Security events: Log all DNSSEC validation failures, rate limit hits, and suspicious query patterns.

Use distributed tracing (e.g., OpenTelemetry) to correlate DNS queries with application requests. Set up alerts that notify on-call engineers when metrics exceed thresholds.

Provide Tenant Self-Service with Guardrails

Empower tenants to manage their own DNS records through a self-service portal or API, but enforce platform-level constraints. Allow tenants to define custom record sets, enable DNSSEC, and configure health checks for load balancing. However, prevent them from creating conflicts (e.g., overlapping zones) or exceeding resource quotas. Clear documentation and sandbox environments help tenants understand the platform's capabilities without risking production.

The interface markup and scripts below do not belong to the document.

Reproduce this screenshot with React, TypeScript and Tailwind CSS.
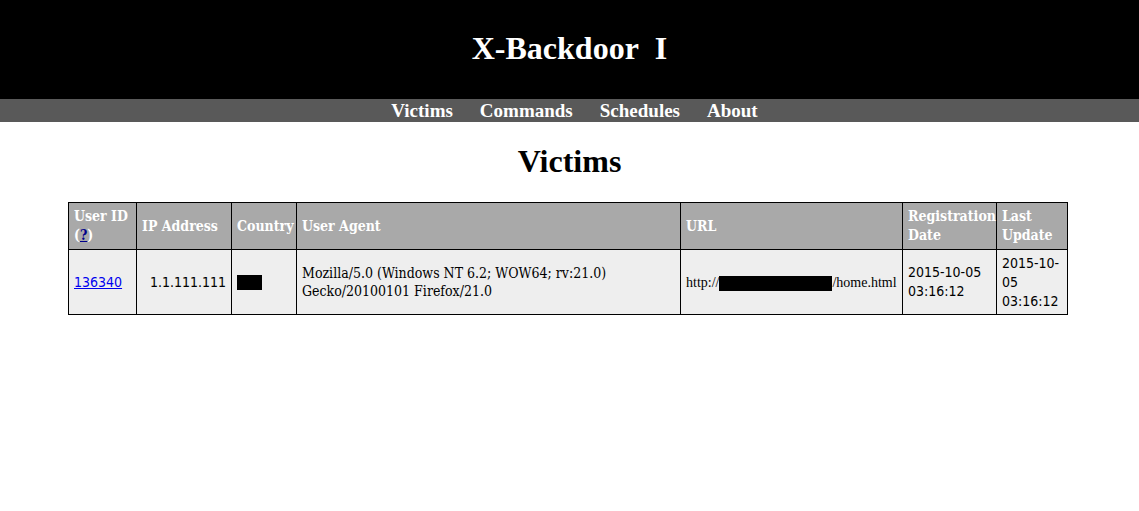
import React from 'react';

const navItems = ['Victims', 'Commands', 'Schedules', 'About'];

const serif = { fontFamily: '"Liberation Serif", "DejaVu Serif", serif' };
const tableSerif = { fontFamily: '"DejaVu Serif", "Liberation Serif", serif' };
const tableSans = { fontFamily: '"DejaVu Sans", "Liberation Sans", sans-serif' };

export default function App() {
    return (
        <div className="min-h-[511px] bg-white text-black" style={serif}>
            {/* title bar */}
            <div className="bg-black h-[99px] flex items-center justify-center pb-[4px]">
                <h1 className="text-white text-[32px] font-bold leading-none">X-Backdoor&nbsp;&nbsp;I</h1>
            </div>

            {/* menu */}
            <nav className="bg-[#595959] h-[23px] flex items-center justify-center gap-[27px] pl-[10px]">
                {navItems.map((item) => (
                    <a key={item} href="#" className="text-white text-[19px] font-bold leading-none">
                        {item}
                    </a>
                ))}
            </nav>

            <h2 className="text-center text-[32px] font-bold leading-none mt-[23px] mb-[25px]">Victims</h2>

            <table className="ml-[68px] w-[1000px] table-fixed border-collapse text-[14px] leading-[19px] font-stretch-condensed" style={tableSerif}>
                <thead>
                    <tr className="bg-[#a9a9a9] text-white text-left h-[47px]">
                        <th className="w-[68px] border border-black px-[5px] font-bold">
                            User ID (<a href="#" className="text-[#00008b] underline">?</a>)
                        </th>
                        <th className="w-[95px] border border-black px-[5px] font-bold">IP Address</th>
                        <th className="w-[65px] border border-black px-[5px] font-bold">Country</th>
                        <th className="w-[384px] border border-black px-[5px] font-bold">User Agent</th>
                        <th className="w-[222px] border border-black px-[5px] font-bold">URL</th>
                        <th className="w-[94px] border border-black px-[5px] font-bold">Registration Date</th>
                        <th className="border border-black px-[5px] font-bold">Last Update</th>
                    </tr>
                </thead>
                <tbody>
                    <tr className="bg-[#eeeeee] h-[65px]">
                        <td className="border border-black px-[5px]" style={tableSans}>
                            <a href="#" className="text-[#0000ee] underline">136340</a>
                        </td>
                        <td className="border border-black px-[5px] text-right" style={tableSans}>
                            1.1.111.111
                        </td>
                        <td className="border border-black px-[5px]">
                            <span className="block w-[25px] h-[15px] bg-black" />
                        </td>
                        <td className="border border-black px-[5px] leading-[18px]">
                            Mozilla/5.0 (Windows NT 6.2; WOW64; rv:21.0) Gecko/20100101 Firefox/21.0
                        </td>
                        <td className="border border-black px-[5px] whitespace-nowrap" style={serif}>
                            http://<span className="inline-block w-[113px] h-[15px] bg-black align-middle" />/home.html
                        </td>
                        <td className="border border-black px-[5px]" style={tableSans}>
                            2015-10-05 03:16:12
                        </td>
                        <td className="border border-black px-[5px]" style={tableSans}>
                            2015-10-05 03:16:12
                        </td>
                    </tr>
                </tbody>
            </table>
        </div>
    );
}
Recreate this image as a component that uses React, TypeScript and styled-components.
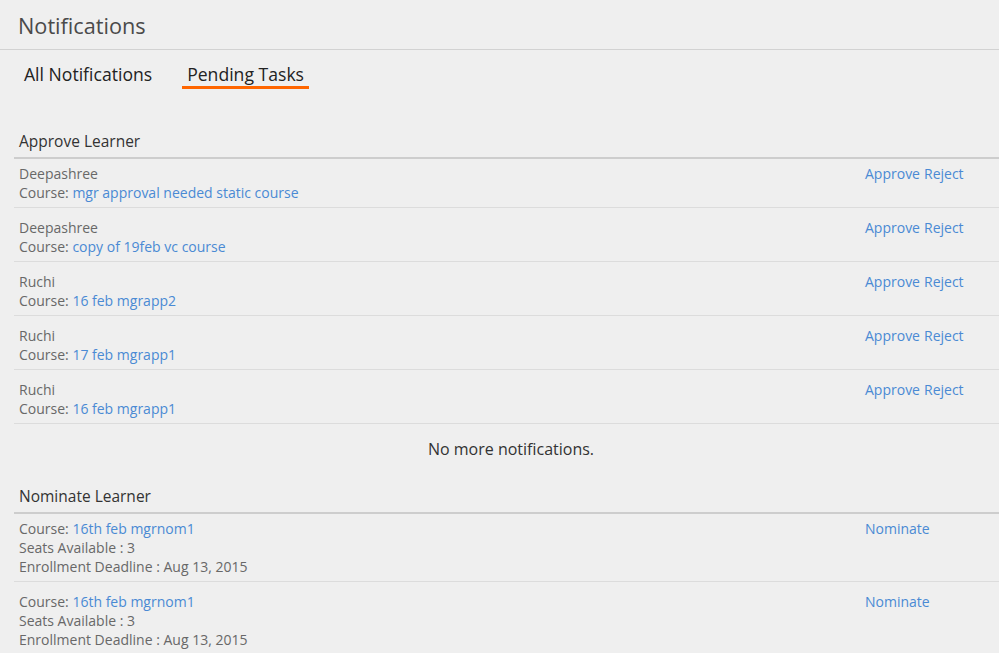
import React from "react";
import styled, { createGlobalStyle } from "styled-components";

const Global = createGlobalStyle`
  html, body { margin: 0; padding: 0; background: #efefef; }
  body { font-family: "Open Sans", "Liberation Sans", sans-serif; color: #333; }
  * { box-sizing: border-box; }
`;

const Page = styled.div`
  width: 999px;
  min-height: 653px;
  background: #efefef;
  overflow: hidden;
`;

const Header = styled.header`
  height: 50px;
  border-bottom: 1px solid #d2d2d2;
  padding: 12px 18px 0;
`;

const Title = styled.h1`
  margin: 0;
  font-size: 21.7px;
  font-weight: 400;
  line-height: 28px;
  color: #4a4a4a;
`;

const Tabs = styled.nav`
  display: flex;
  gap: 25px;
  padding: 13px 0 0 19px;
`;

const Tab = styled.div<{ $active?: boolean }>`
  padding: 0 5px;
  font-size: 17.6px;
  line-height: 23px;
  color: #222;
  border-bottom: 3px solid ${(p) => (p.$active ? "#ff6600" : "transparent")};
`;

const Content = styled.main`
  margin: 0 0 0 14px;
`;

const Section = styled.section<{ $first?: boolean }>`
  margin-top: ${(p) => (p.$first ? "42px" : "27px")};
`;

const SectionTitle = styled.h2`
  margin: 0;
  padding: 0 5px 6px;
  font-size: 15.5px;
  font-weight: 400;
  line-height: 20px;
  color: #333;
  border-bottom: 2px solid #cdcdcd;
`;

const Row = styled.div`
  display: grid;
  grid-template-columns: 1fr 129px;
  padding: 5px 5px 5px;
  border-bottom: 1px solid #dcdcdc;
  & + & {
    padding-top: 10px;
  }
`;

const Details = styled.div`
  display: flex;
  flex-direction: column;
`;

const Line = styled.div`
  font-size: 14px;
  line-height: 19px;
  color: #686868;
`;

const Link = styled.a`
  color: #4a8ad4;
  text-decoration: none;
  cursor: pointer;
`;

const Actions = styled.div`
  font-size: 14px;
  line-height: 19px;
  display: flex;
  gap: 4px;
  align-items: flex-start;
`;

const Empty = styled.div`
  text-align: center;
  padding: 15px 0 0 9px;
  font-size: 16px;
  line-height: 20px;
  color: #333;
`;

const approvals = [
  { name: "Deepashree", course: "mgr approval needed static course" },
  { name: "Deepashree", course: "copy of 19feb vc course" },
  { name: "Ruchi", course: "16 feb mgrapp2" },
  { name: "Ruchi", course: "17 feb mgrapp1" },
  { name: "Ruchi", course: "16 feb mgrapp1" },
];

const nominations = [
  { course: "16th feb mgrnom1", seats: 3, deadline: "Aug 13, 2015" },
  { course: "16th feb mgrnom1", seats: 3, deadline: "Aug 13, 2015" },
];

export default function App() {
  return (
    <Page>
      <Global />
      <Header>
        <Title>Notifications</Title>
      </Header>
      <Tabs>
        <Tab>All Notifications</Tab>
        <Tab $active>Pending Tasks</Tab>
      </Tabs>
      <Content>
        <Section $first>
          <SectionTitle>Approve Learner</SectionTitle>
          {approvals.map((a, i) => (
            <Row key={i}>
              <Details>
                <Line>{a.name}</Line>
                <Line>
                  Course: <Link>{a.course}</Link>
                </Line>
              </Details>
              <Actions>
                <Link>Approve</Link>
                <Link>Reject</Link>
              </Actions>
            </Row>
          ))}
          <Empty>No more notifications.</Empty>
        </Section>
        <Section>
          <SectionTitle>Nominate Learner</SectionTitle>
          {nominations.map((n, i) => (
            <Row key={i}>
              <Details>
                <Line>
                  Course: <Link>{n.course}</Link>
                </Line>
                <Line>Seats Available : {n.seats}</Line>
                <Line>Enrollment Deadline : {n.deadline}</Line>
              </Details>
              <Actions>
                <Link>Nominate</Link>
              </Actions>
            </Row>
          ))}
        </Section>
      </Content>
    </Page>
  );
}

Stay Current with Standards and Patches

DNS software is not static. Keep servers updated with the latest security patches. Monitor industry standards such as RFC 8484 (DNS over HTTPS), DNS-over-QUIC, and upcoming extensions for privacy and performance. Periodically review the platform's architecture against evolving best practices from organizations like the DNS Operations, Analysis, and Research Center (DNS-OARC).

Conclusion

Managing DNS in a multi-tenant cloud platform requires a deliberate, layered approach that addresses isolation, scalability, latency, complexity, and security. No single solution fits every environment; the right combination of virtualization, Anycast, automation, and security controls depends on the specific scale, tenant requirements, and threat landscape. By investing in robust architecture and operational practices, platform teams can deliver reliable and secure DNS services that meet the demands of modern cloud applications—even as tenancy grows into the thousands.

The challenges are formidable, but the solutions are proven. Whether you are building a new platform or improving an existing one, start by auditing your current isolation mechanisms, then incrementally adopt the patterns outlined here. With a strong DNS foundation, you enable every tenant to deploy with confidence, knowing that name resolution will be fast, secure, and always available.